Henry Lee Lucas, 64, the one-eyed drifter who confessed to hundreds of murders across the nation but later recanted, died March 12 in the infirmary of the prison here, where he had been taken after complaining of chest pains. The cause of death was undetermined pending an autopsy.

Lucas, the only man spared from a Texas death sentence by then-Gov. George W. Bush, died at the Ellis Unit, where he was serving six life sentences plus 210 years for nine slayings.

He was condemned to death for the slaying of an unidentified woman whose body was found in 1979 in a ditch. The victim became known as "Orange Socks" because that was all she was wearing. No witnesses or physical evidence linked Lucas to the crime, but he confessed four times.
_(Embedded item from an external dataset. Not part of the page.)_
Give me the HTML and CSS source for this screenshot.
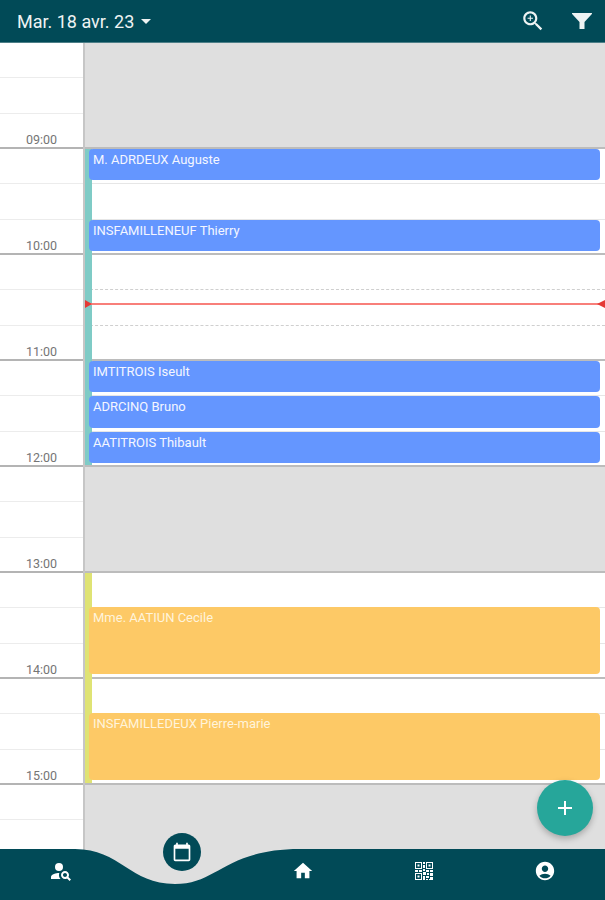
FILE: index.html
```html
<!DOCTYPE html>
<html lang="fr">
<head>
  <meta charset="UTF-8" />
  <meta name="viewport" content="width=device-width, initial-scale=1" />
  <title>Agenda</title>
  <link rel="stylesheet" href="styles.css">
</head>
<body>
  <div class="app">
    <header class="topbar">
      <div class="date-picker">
        <span>Mar. 18 avr. 23</span>
        <span class="caret"></span>
      </div>
      <div class="topbar-actions">
        <svg class="icon-zoom" viewBox="0 0 24 24"><path d="M15.5 14h-.79l-.28-.27C15.41 12.59 16 11.11 16 9.5 16 5.91 13.09 3 9.5 3S3 5.91 3 9.5 5.91 16 9.5 16c1.61 0 3.09-.59 4.23-1.57l.27.28v.79l5 4.99L20.49 19l-4.99-5zm-6 0C7.01 14 5 11.99 5 9.5S7.01 5 9.5 5 14 7.01 14 9.5 11.99 14 9.5 14z"/><path d="M12 10h-2v2H9v-2H7V9h2V7h1v2h2v1z"/></svg>
        <svg class="icon-filter" viewBox="0 0 24 24"><path d="M2.5 4h19c.5 0 .7.5.4.9L14.5 13v7h-5v-7L2.1 4.9c-.3-.4-.1-.9.4-.9z"/></svg>
      </div>
    </header>

    <main class="agenda">
      <div class="times">
        <div class="hour"><span>09:00</span></div>
        <div class="hour"><span>10:00</span></div>
        <div class="hour"><span>11:00</span></div>
        <div class="hour"><span>12:00</span></div>
        <div class="hour"><span>13:00</span></div>
        <div class="hour"><span>14:00</span></div>
        <div class="hour"><span>15:00</span></div>
        <div class="hour"><span>16:00</span></div>
      </div>

      <div class="day">
        <div class="lines">
          <div class="slot"></div><div class="slot"></div><div class="slot"></div>
          <div class="slot"></div><div class="slot"></div><div class="slot"></div>
          <div class="slot"></div><div class="slot"></div><div class="slot"></div>
          <div class="slot"></div><div class="slot"></div><div class="slot"></div>
          <div class="slot"></div><div class="slot"></div><div class="slot"></div>
          <div class="slot"></div><div class="slot"></div><div class="slot"></div>
          <div class="slot"></div><div class="slot"></div><div class="slot"></div>
          <div class="slot"></div><div class="slot"></div><div class="slot"></div>
        </div>

        <div class="closed closed-morning"></div>
        <div class="closed closed-noon"></div>
        <div class="closed closed-evening"></div>

        <div class="strip strip-teal"></div>
        <div class="strip strip-yellow"></div>

        <div class="event blue ev-1">M. ADRDEUX Auguste</div>
        <div class="event blue ev-2">INSFAMILLENEUF Thierry</div>
        <div class="event blue ev-3">IMTITROIS Iseult</div>
        <div class="event blue ev-4">ADRCINQ Bruno</div>
        <div class="event blue ev-5">AATITROIS Thibault</div>
        <div class="event orange ev-6">Mme. AATIUN Cecile</div>
        <div class="event orange ev-7">INSFAMILLEDEUX Pierre-marie</div>

        <div class="now-line"></div>
      </div>
    </main>

    <button class="fab">
      <svg viewBox="0 0 24 24"><path d="M19 13h-6v6h-2v-6H5v-2h6V5h2v6h6v2z"/></svg>
    </button>

    <nav class="bottom-nav">
      <svg class="nav-shape" viewBox="0 0 605 52" preserveAspectRatio="none"><path d="M0 1H75C120 1 130 36 175 36C218 36 225 1 300 1H605V52H0Z"/></svg>
      <div class="nav-items">
        <div class="nav-item">
          <svg class="icon-large" viewBox="0 0 24 24"><circle cx="10" cy="8" r="4"/><path d="M10.35 14.01C7.62 13.91 2 15.27 2 18v2h9.54c-2.47-2.76-1.23-5.89-1.19-5.99zM19.43 18.02c.36-.59.57-1.28.57-2.02 0-2.21-1.79-4-4-4s-4 1.79-4 4 1.79 4 4 4c.74 0 1.43-.22 2.02-.57L20.59 22 22 20.59l-2.57-2.57zM16 18c-1.1 0-2-.9-2-2s.9-2 2-2 2 .9 2 2-.9 2-2 2z"/></svg>
        </div>
        <div class="nav-item">
          <div class="nav-calendar">
            <svg viewBox="0 0 24 24"><path d="M20 3h-1V1h-2v2H7V1H5v2H4c-1.1 0-2 .9-2 2v16c0 1.1.9 2 2 2h16c1.1 0 2-.9 2-2V5c0-1.1-.9-2-2-2zm0 18H4V8h16v13z"/></svg>
          </div>
        </div>
        <div class="nav-item">
          <svg viewBox="0 0 24 24"><path d="M10 20v-6h4v6h5v-8h3L12 3 2 12h3v8z"/></svg>
        </div>
        <div class="nav-item">
          <svg class="icon-large qr" viewBox="0 0 24 24"><path d="M3 3h7v7H3zM4 4v5h5V4zM5.5 5.5h2v2h-2zM14 3h7v7h-7zM15 4v5h5V4zM16.5 5.5h2v2h-2zM3 14h7v7H3zM4 15v5h5v-5zM5.5 16.5h2v2h-2zM11 3h2v2h-2zM11 6h2v3h-2zM11 10h2v2h-2zM3 11h3v2H3zM7 11h3v2H7zM14 11h3v2h-3zM18 11h3v2h-3zM11 13h3v3h-3zM15 14h2v2h-2zM18 14h3v3h-3zM11 17h2v4h-2zM14 17h3v2h-3zM14 20h2v1h-2zM18 18h3v3h-4v-1h1z"/></svg>
        </div>
        <div class="nav-item">
          <svg viewBox="0 0 24 24"><path d="M12 2C6.48 2 2 6.48 2 12s4.48 10 10 10 10-4.48 10-10S17.52 2 12 2zm0 4c1.93 0 3.5 1.57 3.5 3.5S13.93 13 12 13s-3.5-1.57-3.5-3.5S10.07 6 12 6zm0 14c-2.03 0-4.43-.82-6.14-2.88C7.55 15.8 9.68 15 12 15s4.45.8 6.14 2.12C16.43 19.18 14.03 20 12 20z"/></svg>
        </div>
      </div>
    </nav>
  </div>
</body>
</html>
```

FILE: styles.css
```css
* {
  box-sizing: border-box;
}
html, body {
  margin: 0;
  height: 100%;
  overflow: hidden;
}
body {
  font-family: Roboto, "Liberation Sans", sans-serif;
  background-color: #fff;
}
svg {
  display: block;
  fill: currentColor;
}
.app {
  position: relative;
  display: flex;
  flex-direction: column;
  height: 900px;
  overflow: hidden;
}

/* top bar */
.topbar {
  display: flex;
  flex: none;
  align-items: center;
  justify-content: space-between;
  height: 43px;
  padding: 0 11px 0 17px;
  background-color: #014a57;
  border-bottom: 1px solid #4d7f88;
  color: #eef3f3;
}
.date-picker {
  display: flex;
  align-items: center;
  gap: 7px;
  font-size: 18px;
}
.caret {
  width: 0;
  height: 0;
  border-left: 5px solid transparent;
  border-right: 5px solid transparent;
  border-top: 5px solid #eef3f3;
}
.topbar-actions {
  display: flex;
  align-items: center;
  gap: 24px;
}
.icon-zoom {
  width: 26px;
  height: 26px;
}
.icon-filter {
  width: 24px;
  height: 24px;
}

/* agenda grid */
.agenda {
  display: grid;
  flex: 1;
  grid-template-columns: 85px 1fr;
  min-height: 0;
}
.times {
  border-right: 2px solid #c6c6c6;
}
.hour {
  display: flex;
  align-items: flex-end;
  justify-content: center;
  height: 106px;
  border-bottom: 2px solid #b4b4b4;
  background-image:
    linear-gradient(#ececec, #ececec),
    linear-gradient(#ececec, #ececec);
  background-repeat: no-repeat;
  background-size: 100% 1px;
  background-position: 0 34px, 0 70px;
  color: #757575;
  font-size: 12.5px;
  line-height: 14px;
}
.day {
  display: grid;
  grid-template-columns: 4px 3px 1fr 5px;
  grid-template-rows: repeat(24, 35.333px);
}
.lines {
  grid-row: 1 / -1;
  grid-column: 1 / -1;
}
.slot {
  height: 35.333px;
  border-bottom: 1px solid #e6e6e6;
}
.slot:nth-child(3n) {
  border-bottom: 2px solid #bcbcbc;
}
.slot:nth-child(7),
.slot:nth-child(8) {
  border-bottom: 1px dashed #cfcfcf;
}
.closed {
  grid-column: 1 / -1;
  margin-bottom: 2px;
  background-color: #dfdfdf;
}
.closed-morning {
  grid-row: 1 / span 3;
}
.closed-noon {
  grid-row: 13 / span 3;
}
.closed-evening {
  grid-row: 22 / span 3;
}
.strip {
  grid-column: 1 / span 2;
  margin-bottom: 2px;
}
.strip-teal {
  grid-row: 4 / span 9;
  background-color: #7fcbc6;
}
.strip-yellow {
  grid-row: 16 / span 6;
  background-color: #dfe374;
}

/* appointments */
.event {
  grid-column: 2 / span 2;
  margin-bottom: 4px;
  padding: 4px 0 0 4px;
  border-radius: 4px;
  color: #f4f6ff;
  font-size: 13px;
  line-height: 14px;
}
.blue {
  background-color: #6496ff;
}
.orange {
  margin-top: -1px;
  margin-bottom: 5px;
  background-color: #fdc966;
  color: #fff4dc;
}
.ev-1 { grid-row: 4; }
.ev-2 { grid-row: 6; }
.ev-3 { grid-row: 10; }
.ev-4 { grid-row: 11; }
.ev-5 { grid-row: 12; }
.ev-6 { grid-row: 17 / span 2; }
.ev-7 { grid-row: 20 / span 2; }

/* current time marker */
.now-line {
  position: relative;
  grid-row: 8;
  grid-column: 1 / -1;
  height: 2px;
  margin-top: 13px;
  background-color: #f87f7a;
}
.now-line::before,
.now-line::after {
  content: "";
  position: absolute;
  top: -3.5px;
  border-top: 4.5px solid transparent;
  border-bottom: 4.5px solid transparent;
}
.now-line::before {
  left: 0;
  border-left: 7px solid #e53935;
}
.now-line::after {
  right: 0;
  border-right: 8px solid #e53935;
}

/* floating add button */
.fab {
  position: absolute;
  left: 537px;
  top: 780px;
  display: flex;
  align-items: center;
  justify-content: center;
  width: 56px;
  height: 56px;
  padding: 0;
  border: none;
  border-radius: 50%;
  background-color: #26a69a;
  box-shadow: 0 3px 6px rgba(0, 0, 0, 0.25);
  color: #fff;
}
.fab svg {
  width: 24px;
  height: 24px;
}

/* bottom navigation */
.bottom-nav {
  position: absolute;
  left: 0;
  right: 0;
  bottom: 0;
  height: 52px;
  color: #fff;
}
.nav-shape {
  position: absolute;
  inset: 0;
  width: 100%;
  height: 100%;
  fill: #014a57;
}
.nav-items {
  position: relative;
  display: grid;
  grid-template-columns: repeat(5, 1fr);
  height: 46px;
}
.nav-item {
  display: flex;
  align-items: center;
  justify-content: center;
  height: 46px;
}
.nav-item svg {
  width: 22px;
  height: 22px;
}
.nav-item .icon-large {
  width: 24px;
  height: 24px;
}
.qr {
  fill-rule: evenodd;
}
.nav-calendar {
  display: flex;
  align-items: center;
  justify-content: center;
  width: 38px;
  height: 38px;
  margin-top: -38px;
  border-radius: 50%;
  background-color: #014a57;
}
.nav-item .nav-calendar svg {
  width: 20px;
  height: 20px;
}
```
Later, he said he had lied, and work records and a cashed paycheck indicated he might have been in Florida at the time of the crime.

Bush agreed there were questions about the conviction and commuted the sentence to life in prison just four days before Lucas was to receive a lethal injection in 1998.

During Bush's six years as governor, 152 people were executed in Texas.

Before being sent to prison in Texas, Lucas served 15 years in Michigan for beating his mother to death.

After his arrest in 1983, he claimed to have killed as many as 600 people across the country, and detectives from 40 states talked to him about an estimated 3,000 homicides. Lucas later recanted, though many of the murder cases attributed to him never were reopened.